Oleh : Triwardana Mokoagow


Tiap arsitektur menyimpan keindahan tersendiri pada fascadenya. Tiap arsitektur memiliki wajah, yang secara tidak langsung mengekspresikan keindahan jiwanya, esensi adalah penampakan dari eksistensinya. Begitu pula dirimu kasih, kau adalah arsitektur Tuhan terindah. Kaulah fascade ku menuju Tuhan. Lewat dirimulah Tuhan bertajjali/epifani. Di dalam dirimulah cintakasih Tuhan termanifestasikan. Lewat wajahmulah Dia menyapaku.


Wajahmu adalah ekspresi dari Sang Maha-Indah, Maha-Suci, Maha-Pengasih. Wajahmu menyandera segenap duniaku. Aku tenggelam dalam obsesi akut ketika seluruh perhatian dan pandanganku tersedot di dalam dirimu. Aku terasing dari diriku sendiri, ketika kau datang di taman itu, kau tiba-tiba menjadi satu-satunya objek yang meniadakan bunga-bunga di taman itu, kau mengalahkan keindahan dan kecantikan yang sebelumnya ada di taman tersebut.

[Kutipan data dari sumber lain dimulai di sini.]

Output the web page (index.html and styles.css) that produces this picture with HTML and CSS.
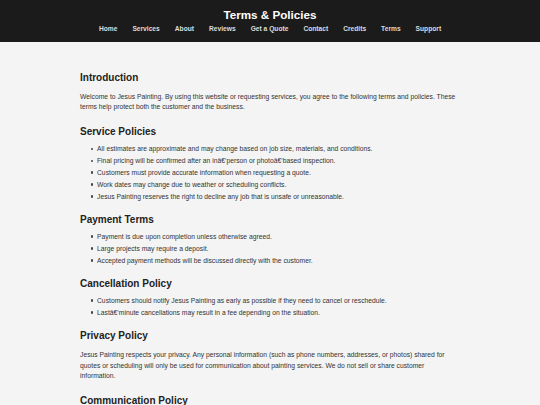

Pertemuan mensyaratkan tatap muka, yang terjadi selanjutnya adalah sapaan. Kau menyapaku, dengan senyum yang mengalahkan manisnya anggur. Sapaan itu menembus segala ego dan mengasingkan ku atas diriku. Aku pun tergradasi dari “aku” menjadi “diri”. Aku mencintaimu, bahkan sebelum aku menyadari bahwa aku mencintaimu, rasa cinta itu sudah ada terlebih dahulu. Cinta itu mendahului pemikiran rasional dan pertimbangan moral, mendahului semua kategori sikap yang ada. Cinta itu sekali lagi membuatku terasing, karna aku tidak punya lagi kuasa atas kesadaranku sendiri. Wajah mu, dan ketika kau menyapa dengan ekspresi itu, aku kehilangan kuasa atas dunia kecilku, aku menjelma sebagai objek-mu.


Cinta adalah jelmaan dari tanggungjawab primodial yang mendahului segala sesuatu yang bisa ku kuasai atas diriku dan untuk dirimu. Cinta adalah merampas posisimu, dengan tanggungjawab total dan teraniaya. Aku teraniaya atas obsesiku padamu, karena aku sadar eksistensiku tersandera pada wajahmu, yang kutangkap sedang memberikan himbauan mutlak; “jangan bunuh aku”. Bahkan untuk membunuhmu, meniadakanmu, aku harus membunuh diriku sendiri terlebih dahulu.  Cinta dalam tataran aksiologisnya, adala subtitusi. Merampas posisimu demi keteraniayaan diriku. Dipertemukan denganmu hanya mengandung makna bahwa “saya adalah penebus dosamu, saya adalah sumber kebaikanmu”. Dan itu adalah kebaikan dasariah sekaligus cinta dasariah. Yang mutlak, yang tak menuntut syarat apapun..


Ijinkan aku mencintaimu dengan cara serumit ini.